À quelques jours de la clôture de la COP26, le message adressé aux pays riches est très clair: ”d’une part, personne ne se laisse plus berner par vos discours pleins d’empathie mais vides d’action pour soutenir les pays du Sud. D’autre part, si vous persistez à faire l’autruche, les pays vulnérables vont se tourner vers les tribunaux pour exiger un dédommagement pour les impacts irréversibles du changement climatique dont vous êtes responsables.”

Dès le premier jour de la COP, double coup de poker

  • Le sujet des pertes et dommages irréversibles du changement climatique s’est taillé une place centrale dans l’agenda politique de la COP alors qu’il devait se limiter à des discussions techniques. En cause? L’annonce fracassante par l’Écosse du déblocage d’une enveloppe d’1,17 million d’euros spécifiquement pour financer les pertes et dommages. Du jamais vu de la part d’une nation riche. Si le montant reste symbolique par rapport à l’ampleur des besoins estimés à 580 milliards de dollars par an d’ici à 2030 rien que dans les pays en développement, l’Écosse brise un tabou et force les grandes puissances comme les États-Unis ou l’Union européenne à devoir se positionner à leur tour et cesser de se chercher des excuses.
  • À ceci s’ajoute le lancement par les îles de Antigua et Barbuda et Tuvalu d’une commission pour explorer les voies légales permettant d’exiger réparation auprès des pays pollueurs pour les dommages qu’ils ont causé à des populations qui vivent bien au-delà de leurs frontières.

Pourquoi ce changement de ton ?

Face à des impacts de plus en plus fréquents et sévères, et à leurs appels en détresse restés sans réponse, les petits États insulaires ont estimé qu’il était plus que temps de taper du poing sur la table. Quand on parle de conséquences dévastatrices du changement climatique, il est question de pertes de vies humaines en raison des cyclones ou inondations, de sécheresses qui font que les populations n’ont plus rien à boire ou manger, de montée des eaux qui oblige les habitants des îles à fuir abandonnant leurs terres et leur culture...

Les pays du Nord, relativement épargnés jusqu’à une date récente, sont désormais eux aussi confrontés à des phénomènes météorologiques de plus en plus violents. Seulement, s’il est possible pour un pays comme l’Allemagne de débloquer immédiatement 30 milliards d’euros pour réparer les dégâts causés par les inondations de juillet, ce n'est pas le cas des pays du Sud. Et lorsqu’il s’agit de faire preuve de solidarité envers ces pays, les pays du Nord, cyniques, refusent d’agir.

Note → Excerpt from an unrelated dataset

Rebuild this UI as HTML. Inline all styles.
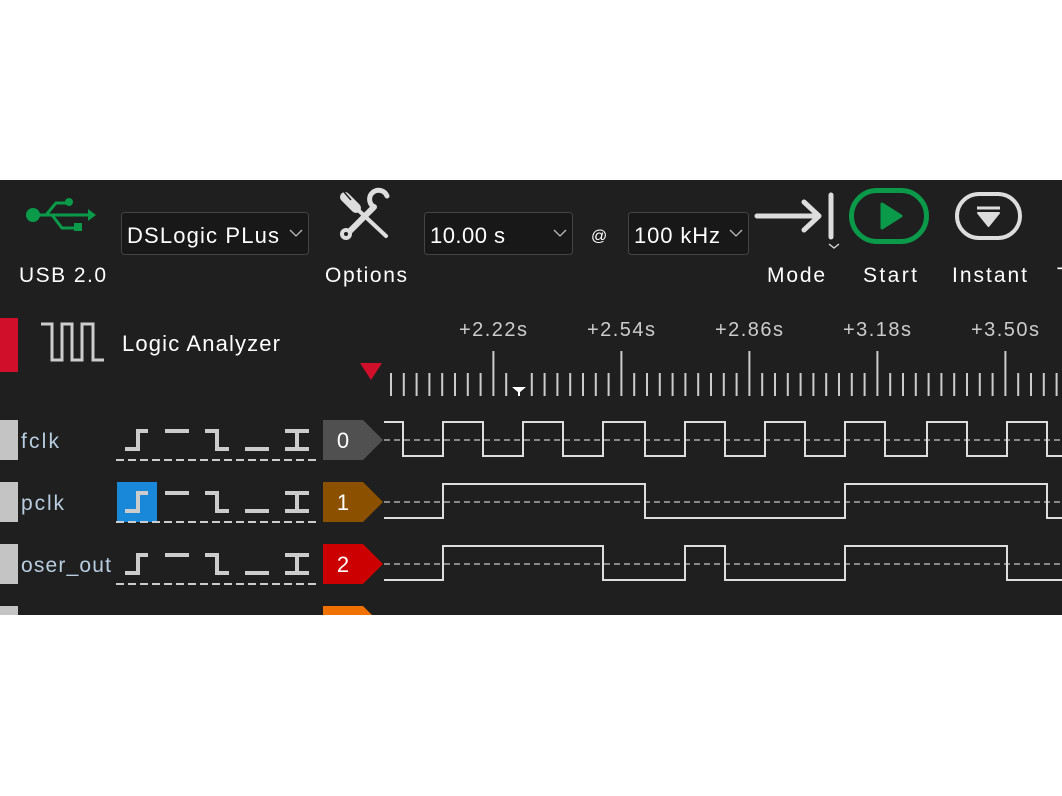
<!DOCTYPE html>
<html><head><meta charset="utf-8"><style>
html,body{margin:0;padding:0;background:#fff;width:1062px;height:796px;overflow:hidden}
#d{position:absolute;left:0;top:180px;width:1062px;height:435px;background:#1f1f1f;overflow:hidden}
svg{position:absolute;left:0;top:-180px}
text{font-family:"Liberation Sans",sans-serif}
</style></head><body>
<div id="d">
<svg width="1062" height="796" viewBox="0 0 1062 796">
<!-- USB icon -->
<g stroke="#0a9a4a" stroke-width="3" fill="none">
<path d="M34 215 H90"/><path d="M46 215 L56 203 H68"/><path d="M52 215 L62 228 H76"/>
</g>
<circle cx="33" cy="215" r="7" fill="#0a9a4a"/><circle cx="69" cy="202" r="4" fill="#0a9a4a"/>
<rect x="74" y="223" width="8" height="8" fill="#0a9a4a"/><path d="M88 209 L96 215 L88 221Z" fill="#0a9a4a"/>
<text x="19" y="282" font-size="21" fill="#fff" textLength="87">USB 2.0</text>
<!-- combo DSLogic -->
<rect x="121.5" y="212.5" width="187" height="42" rx="3" fill="#181818" stroke="#444"/>
<text x="127" y="243" font-size="22" fill="#fff" textLength="152">DSLogic PLus</text>
<path d="M290 230 l6 6 l6 -6" stroke="#bbb" fill="none" stroke-width="1.3"/>
<!-- options -->
<g fill="none" stroke="#ddd" stroke-linecap="round">
<path d="M345 197 L356 208" stroke-width="10"/>
<path d="M356 208 L386 236" stroke-width="4"/>
<path d="M346 235 L374 207" stroke-width="6"/>
<path d="M374 207 A9 9 0 1 1 387 196" stroke-width="5"/>
</g>
<path d="M344 192 L351 200 M348 189 L355 197" stroke="#1f1f1f" stroke-width="1.5"/>
<circle cx="346" cy="234" r="6" fill="#ddd"/><circle cx="346" cy="234" r="2" fill="#1f1f1f"/>
<text x="325" y="282" font-size="21" fill="#fff" textLength="82">Options</text>
<!-- combo time -->
<rect x="424.5" y="212.5" width="148" height="42" rx="3" fill="#181818" stroke="#444"/>
<text x="430" y="243" font-size="22" fill="#fff" textLength="75">10.00 s</text>
<path d="M554 230 l6 6 l6 -6" stroke="#bbb" fill="none" stroke-width="1.3"/>
<text x="591" y="241" font-size="16" fill="#fff">@</text>
<rect x="628.5" y="212.5" width="120" height="42" rx="3" fill="#181818" stroke="#444"/>
<text x="634" y="243" font-size="22" fill="#fff" textLength="86">100 kHz</text>
<path d="M730 230 l6 6 l6 -6" stroke="#bbb" fill="none" stroke-width="1.3"/>
<!-- mode -->
<g stroke="#ddd" stroke-width="5" fill="none" stroke-linecap="round" stroke-linejoin="round">
<path d="M757 216 H818"/><path d="M804 202 L819 216 L804 230"/><path d="M831 195 V237"/>
</g>
<path d="M829 244 l5 4 l5 -4" stroke="#ddd" fill="none" stroke-width="1.3"/>
<text x="767" y="282" font-size="21" fill="#fff" textLength="58">Mode</text>
<!-- start -->
<rect x="851.5" y="190.5" width="75" height="51" rx="25.5" fill="none" stroke="#0a9a4a" stroke-width="5"/>
<path d="M882 204 L901 216 L882 228Z" fill="#0a9a4a" stroke="#0a9a4a" stroke-width="3" stroke-linejoin="round"/>
<text x="863" y="282" font-size="21" fill="#fff" textLength="54">Start</text>
<!-- instant -->
<rect x="957" y="194" width="63" height="44" rx="22" fill="none" stroke="#ddd" stroke-width="4"/>
<path d="M977 208 H1000" stroke="#ddd" stroke-width="3"/>
<path d="M978 213 H999 L988.5 226Z" fill="#ddd" stroke="#ddd" stroke-width="2" stroke-linejoin="round"/>
<text x="952" y="282" font-size="21" fill="#fff" textLength="75">Instant</text>
<text x="1057" y="282" font-size="21" fill="#fff">T</text>
<!-- logic analyzer header -->
<rect x="0" y="318" width="18" height="54" fill="#d0102a"/>
<path d="M41 324 H52 V360 H62 V324 H72 V360 H82 V324 H93 V360 H104" stroke="#ccc" stroke-width="3" fill="none"/>
<text x="122" y="351" font-size="22" fill="#fff" textLength="158">Logic Analyzer</text>
<path d="M360 363 L382 363 L371 380Z" fill="#d0102a"/>
<!-- time labels -->
<g font-size="20" fill="#ccc">
<text x="459" y="336" textLength="68">+2.22s</text><text x="587" y="336" textLength="68">+2.54s</text><text x="715" y="336" textLength="68">+2.86s</text><text x="843" y="336" textLength="68">+3.18s</text><text x="971" y="336" textLength="68">+3.50s</text>
</g>
<path stroke="#ccc" stroke-width="2" d="M391 373V396M403.8 373V396M416.6 373V396M429.4 373V396M442.2 373V396M455 373V396M467.8 373V396M480.6 373V396M493.4 351V396M506.2 373V396M531.8 373V396M544.6 373V396M557.4 373V396M570.2 373V396M583 373V396M595.8 373V396M608.6 373V396M621.4 351V396M634.2 373V396M647 373V396M659.8 373V396M672.6 373V396M685.4 373V396M698.2 373V396M711 373V396M723.8 373V396M736.6 373V396M749.4 351V396M762.2 373V396M775 373V396M787.8 373V396M800.6 373V396M813.4 373V396M826.2 373V396M839 373V396M851.8 373V396M864.6 373V396M877.4 351V396M890.2 373V396M903 373V396M915.8 373V396M928.6 373V396M941.4 373V396M954.2 373V396M967 373V396M979.8 373V396M992.6 373V396M1005.4 351V396M1018.2 373V396M1031 373V396M1043.8 373V396M1056.6 373V396"/>
<path d="M512 387 H526 L519 393Z" fill="#fff"/><rect x="518" y="392" width="2" height="4" fill="#fff"/>
<!-- channel rows -->
<g fill="#c4c4c4"><rect x="0" y="420" width="18" height="40"/><rect x="0" y="482" width="18" height="40"/><rect x="0" y="544" width="18" height="40"/><rect x="0" y="606" width="18" height="40"/></g>
<g font-size="21" fill="#b8cde0">
<text x="21" y="448" textLength="38">fclk</text><text x="21" y="510" textLength="43">pclk</text><text x="21" y="572" textLength="90">oser_out</text>
</g>
<rect x="117" y="482" width="40" height="40" fill="#1a88d8"/>
<g id="trig" stroke="#ccc" stroke-width="4" fill="none">
<path d="M125 449 H138 V431 H148"/><path d="M165 431 H189"/><path d="M205 431 H217 V449 H229"/><path d="M245 449 H269"/><path d="M285 431 H309 M285 449 H309 M297 431 V449"/>
</g>
<use href="#trig" y="62"/><use href="#trig" y="124"/><use href="#trig" y="186"/>
<g stroke="#ccc" stroke-width="2" stroke-dasharray="8 4"><path d="M116 460 H318"/><path d="M116 522 H318"/><path d="M116 584 H318"/></g>
<path d="M323 420 H363 L383 440 L363 460 H323Z" fill="#505050"/>
<path d="M323 482 H363 L383 502 L363 522 H323Z" fill="#8b5000"/>
<path d="M323 544 H363 L383 564 L363 584 H323Z" fill="#cc0000"/>
<path d="M323 606 H363 L383 626 L363 646 H323Z" fill="#f07000"/>
<g font-size="22" fill="#fff" text-anchor="middle"><text x="343" y="448">0</text><text x="343" y="510">1</text><text x="343" y="572">2</text></g>
<g stroke="#888" stroke-width="2" stroke-dasharray="6 4"><path d="M384 440 H1062"/><path d="M384 502 H1062"/><path d="M384 564 H1062"/></g>
<g stroke="#ddd" stroke-width="2" fill="none">
<path d="M384 422 H403 V456 H443 V422 H483 V456 H523 V422 H563 V456 H603 V422 H645 V456 H685 V422 H725 V456 H765 V422 H805 V456 H845 V422 H885 V456 H927 V422 H967 V456 H1007 V422 H1047 V456 H1062"/>
<path d="M384 518 H443 V484 H645 V518 H845 V484 H1047 V518 H1062"/>
<path d="M384 580 H443 V546 H603 V580 H685 V546 H725 V580 H845 V546 H1007 V580 H1062"/>
</g>
</svg>
</div>
</body></html>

Réparer une dette historique

Il est primordial de rappeler aux États que ces financements ne sont pas de la charité, mais la réparation d’une dette historique. En effet, les pays en développement sont en première ligne d’un réchauffement climatique dont les pays développés sont historiquement responsables. Pour rappel : la moitié la plus pauvre de la population mondiale est responsable de seulement 7 % des émissions de CO2 au cours des 25 dernières années. Sur la même période les 10% des personnes les plus riches de la planète sont responsables de plus de la moitié des émissions de CO2.

Il reste trois jours aux pays riches pour changer la donne et s’engager clairement à financer les pertes et dommages dans la décision-chapeau de la COP26: c’est l’unique manière de démontrer aux pays déjà engagés dans une course contre la montre pour leur survie qu’on agit enfin pour eux.

Contact média

Fanny Petitbon, experte climat de CARE, est disponible pour répondre aux interviews. Contactez Camille Nozières : nozieres@carefrance.org, 07 86 00 42 75

Notes aux rédactions

Les pertes et dommages irréversibles peuvent être la conséquence de phénomènes météorologiques extrêmes tels que des ouragans, cyclones, inondations, feux de forêt, ou de phénomènes à occurrence lente comme la montée du niveau des mers ou les sécheresses. Ces événements peuvent entraîner des pertes de vies humaines, de revenus (destruction de récoltes, terres non cultivables), des dégâts voire des destructions d’hôpitaux, d’écoles et de routes de mais aussi territoire et de culture (perte de tradition ou de langue en raison des déplacements migratoires forcés).